E afinal, para este sportinguista o que é ser um bom adepto? “É qualquer adepto de um clube. Nos bons e nos maus momentos. Um bom adepto é aquele que vai ver um jogo de futebol, e que perca ou ganhe, ou até mesmo desça de divisão, continua a ser aquele o seu clube”.

Ainda no seu ponto de vista, “de certeza absoluta que vai haver sportinguistas que estiveram desaparecidos e vão agora aparecer” ao contrário de si. “Sempre tive orgulho em ser do Sporting”, vinca.

Nunca esperei, nem ninguém esperava que o Sporting fosse campeão. Quando o Jorge Jesus veio para o Benfica eu achei que iria ser campeão, porque parecia estar muito mais forte e tinha muito mais dinheiro, mas aprendi uma coisa com um dos treinadores que passaram pela Lazio. Não é com nomes, nem é com dinheiro que se faz um balneário. Foi isso que o Rúben Amorim fez. Ricardo Sousa

No final da agradável conversa, uma observação em jeito de apelo. "Se Deus quiser vamos fazer a festa de campeões, mesmo que esta época não tenha sido fácil e embora muitos não gostem do presidente, mas apelo a todos os sportinguistas que quando formos campeões tenham cuidado com a máscara. É muito importante. E nada de confusão. Apelo muito que façam a festa em grande, mas que respeitem toda a gente". Depois, ficou uma confissão.

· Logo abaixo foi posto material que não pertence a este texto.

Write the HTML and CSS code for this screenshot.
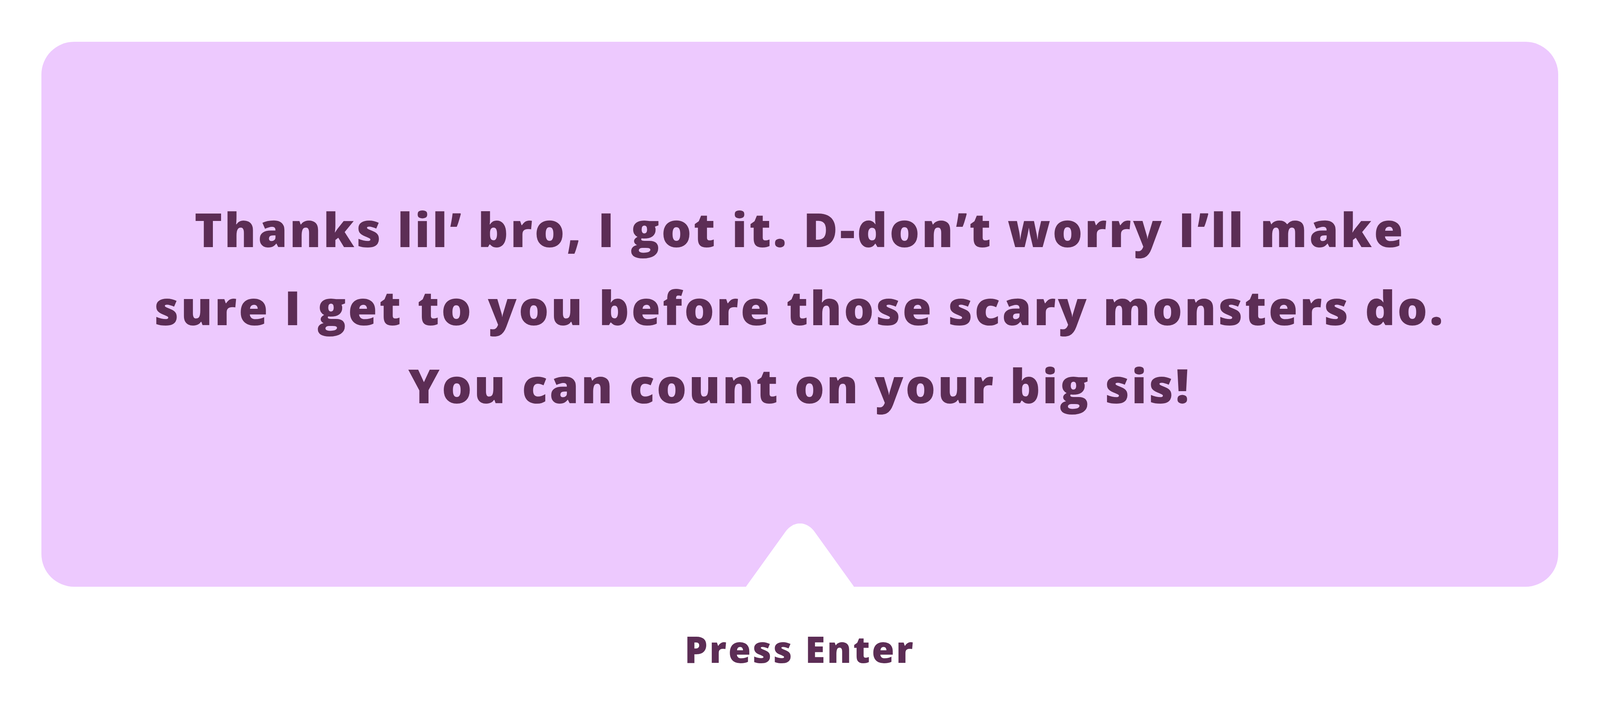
FILE: index.html
```html
<!DOCTYPE html>
<html lang="en">
<head>
<meta charset="utf-8">
<title>Dialogue</title>
<link rel="stylesheet" href="styles.css">
</head>
<body>
<main class="stage">
  <section class="dialog">
    <p class="dialog-text">Thanks lil’ bro, I got it. D-don’t worry I’ll make<br>sure I get to you before those scary monsters do.<br>You can count on your big sis!</p>
    <svg class="notch" viewBox="0 0 386 162" preserveAspectRatio="none" aria-hidden="true">
      <path d="M0 162 L140.7 21.4 A74 74 0 0 1 245.3 21.4 L386 162 Z" fill="#ffffff"/>
    </svg>
  </section>
  <div class="prompt">Press Enter</div>
</main>
</body>
</html>
```
FILE: styles.css
```css
html, body {
  margin: 0;
  padding: 0;
  background: #ffffff;
}
body {
  font-family: "Open Sans", "Liberation Sans", sans-serif;
  color: #5c2d55;
}
.stage {
  padding: 107px 107px 0 106px;
  display: flex;
  flex-direction: column;
  align-items: center;
}
.dialog {
  position: relative;
  width: 100%;
  height: 1396px;
  box-sizing: border-box;
  background: #edc9fe;
  border-radius: 84px;
  display: flex;
  align-items: center;
  justify-content: center;
  padding-bottom: 38px;
}
.dialog-text {
  margin: 0;
  font-size: 2.9417vw;
  font-weight: 800;
  line-height: 200px;
  letter-spacing: 0.046em;
  text-align: center;
  white-space: nowrap;
}
.notch {
  position: absolute;
  left: 50%;
  bottom: 0;
  width: 6.76vw;
  height: 162px;
  display: block;
  transform: translateX(-50%);
}
.prompt {
  margin-top: 70px;
  font-size: 2.2763vw;
  font-weight: 800;
  line-height: 177px;
  letter-spacing: 0.05em;
}
```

Não queria que o Sporting fosse campeão por causa do presidente. O que ele falou das claques não se faz. Eu sou anti-Varandas. Ele fez uma coisa que muita gente não esperava: ir buscar um treinador que muitos achavam que não ia fazer nada. São os adeptos que dão tudo pelo clube. O Bruno de Carvalho é o meu presidente até à morte. Sou sincero naquilo que eu digo. É pena ser campeão com o Varandas. Ricardo Sousa

Por isso, na óptica deste fervoroso adepto o segredo do Sporting campeão "deve-se muito ao treinador, porque fez os jogadores acreditarem", especialmente os "miúdos" que "foi buscar à Academia". Quanto aos outros "três ou quatro velhinhos", Rúben "fez com que eles se sentissem jovens".